Enumeration of Minimum Weight Codewords of Pre-Transformed Polar Codes by Tree Intersection
Andreas Zunker, Marvin Geiselhart, Stephan ten Brink
TL;DR
This work tackles the finite-length performance of pre-transformed polar codes by exactly enumerating minimum-weight codewords through a novel tree-intersection approach. The method represents the relevant message sets as PDBTs and computes their intersection to count weight-minimizing codewords with dramatically reduced complexity compared to prior works.

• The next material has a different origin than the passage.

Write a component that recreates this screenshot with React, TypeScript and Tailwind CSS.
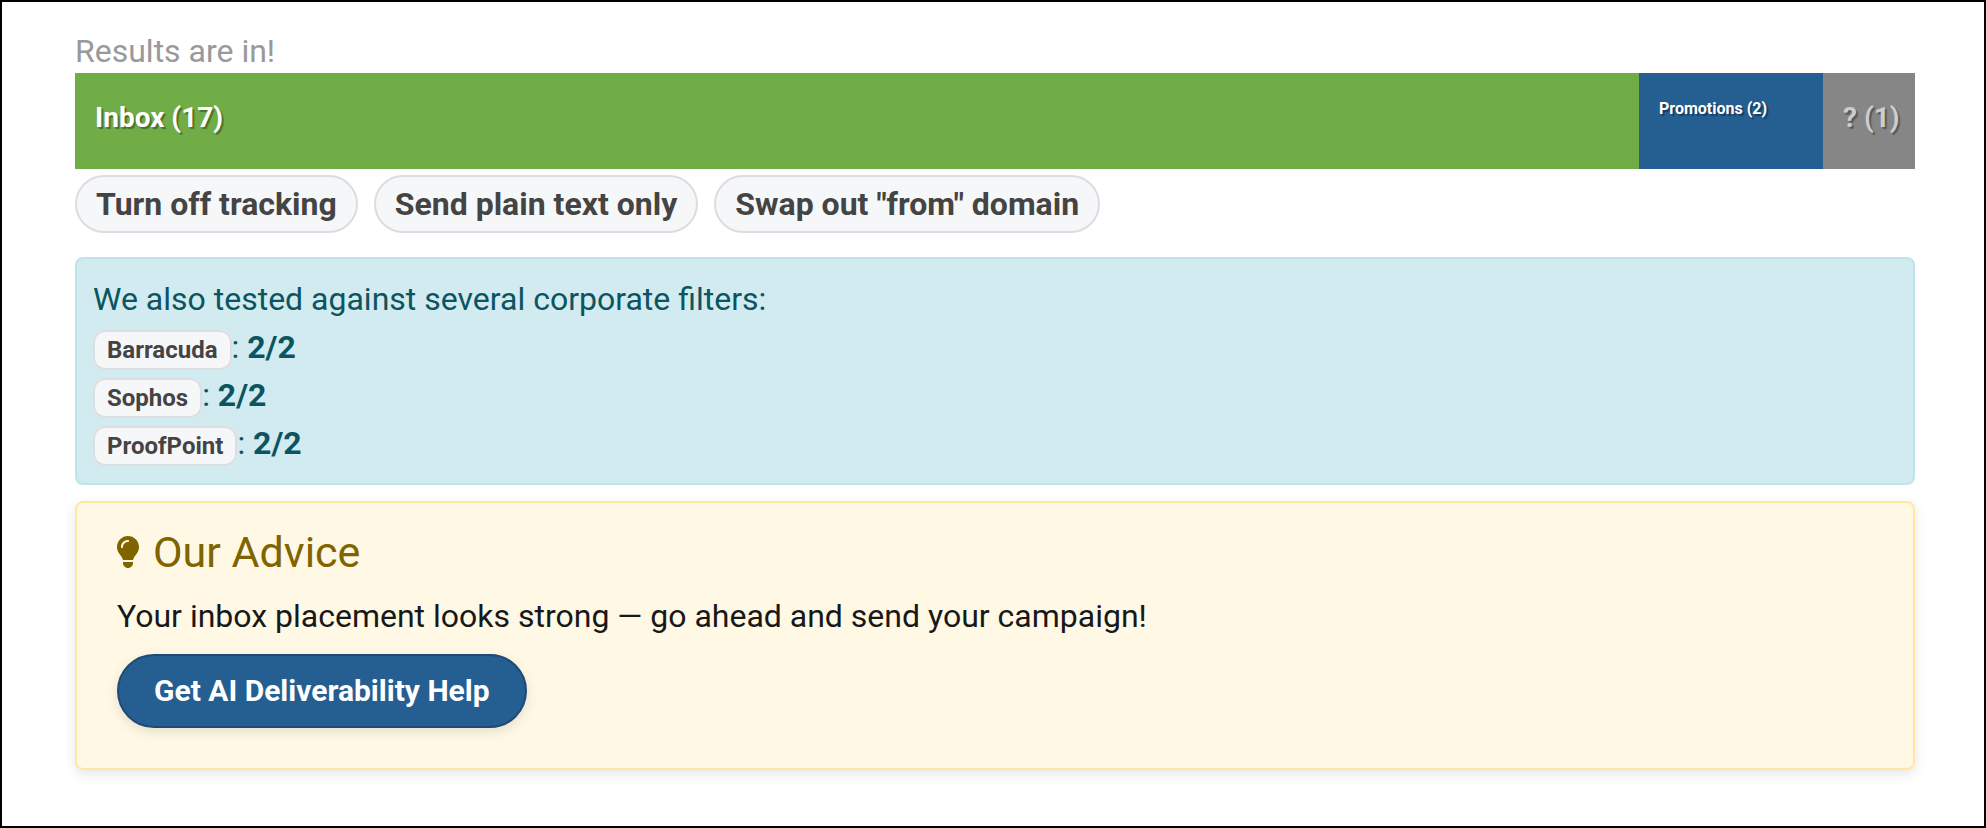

A theoretical lower bound on the minimum distance is established, and tight results are given for RM-based PTPCs, with explicit formulas for A_{d_min}, including a closed form for RM(r,n) where r ≤ n−2. The authors apply the algorithm to long codes and optimize PAC precoders by identifying polynomials that minimize the number of minimum-weight codewords, enabling distance-aware PTPC design in practice. Overall, the paper provides a scalable, exact tool for distance-spectrum-aware PTPC design and demonstrates meaningful gains in both theory and PAC polynomial optimization.
Abstract
Pre-transformed polar codes (PTPCs) form a class of codes that perform close to the finite-length capacity bounds. The minimum distance and the number of minimum weight codewords are two decisive properties for their performance. In this work, we propose an efficient algorithm for determining the number of minimum weight codewords of general PTPCs that eliminates all redundant visits to nodes of the search tree, thus reducing the computational complexity typically by several orders of magnitude compared to state-of-the-art algorithms. This reduction in complexity allows, for the first time, the minimum distance properties to be directly considered in the code design of PTPCs. The algorithm is demonstrated for randomly pre-transformed Reed-Muller (RM) codes and polarization-adjusted convolutional (PAC) codes. Furthermore, we design optimal polynomials for PAC codes with this algorithm, minimizing the number of minimum weight codewords.